Recently I decided it was time I found out what some of the people who were big in the 90s sounded like and I hit on Oasis. As far as I could tell from reviews, they played melodic 60s style pop and had some very good tunes. Derivative, but on all the right people and very listenable; or so the story went. I listened to What’s the Story, Morning Glory.

What a disappointment. I could hear the vaguely 60s-ish melodies to be sure. But, far from being great melodies, they sounded to me like album and B-side Beatles and Kinks rejects. But what really threw me was a constant background of doctored-guitar noise that seemed to play no function but to announce that though this might remind you of 60s music it was really 90s. As far as I could tell, the noise had nothing whatsoever to do with the songs it seemed to be competing with. As for the lyrics, they were beyond moronic.

I’m the kind of guy who’s been accused (here) of being a big fan of noise so I found this experience disturbing.
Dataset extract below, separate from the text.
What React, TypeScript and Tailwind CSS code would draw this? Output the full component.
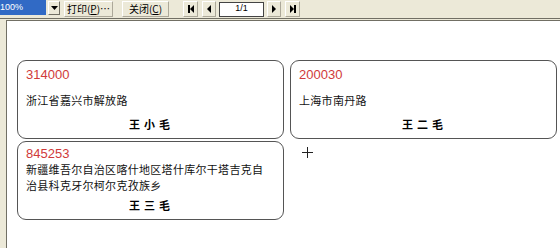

Had I lost my ability to enjoy noise? Well, I put on some Beefheart and some Ayler and some Clash and I still liked them. All noisy, each in its own different way, but the noise made sense. Oasis noise made no sense to me.

It sounds as though this noise is noise that is integral to the music rather than distractingly incidental. Do others react to Oasis as I did or do you think I should give them a few more listens and let them grow on me? Often if you listen to music the first time in the wrong mood you can get what later seems a wildy distorted impression. But somehow I think I’ll continue to get my noise from the Clash and my 60s melody from the Beatles.

Thanks for this thread, Dale. It makes me feel so, well, normal. I recognize all the signs–there were the old-time/bluegrass years, followed by a return to opera, and then a few months of anything on the ECM label, then a deep descent into ITM. And a lot of these were cycling back to previous periods of obsession. Plus the regular returns–60s & 70s Miles, King Crimson, Dylan, Marianne Faithful, Charlie Haden, Dave Holland.

Note that I said signs, not symptoms. We are normal and we want our freedom!

Did I mention how much I like Jan Garbarek lately? Oh, and Lucinda Williams, the new live cd? And…

Wombat,

I don’t think you’d be missing that much if you never listened to Oasis again, even though I have a couple of their albums.

You could try some of the other one-word-name bands, such as Pulp or Blur. Travis were good but lyrics a bit depressing in many songs. Prodigy of course were very loud.

Try out Kula Shaker sometime. Imagine Oasis after the band has
been trapped in India for several years and converted to Hinduism.

Martin, please. “One’s music and one.”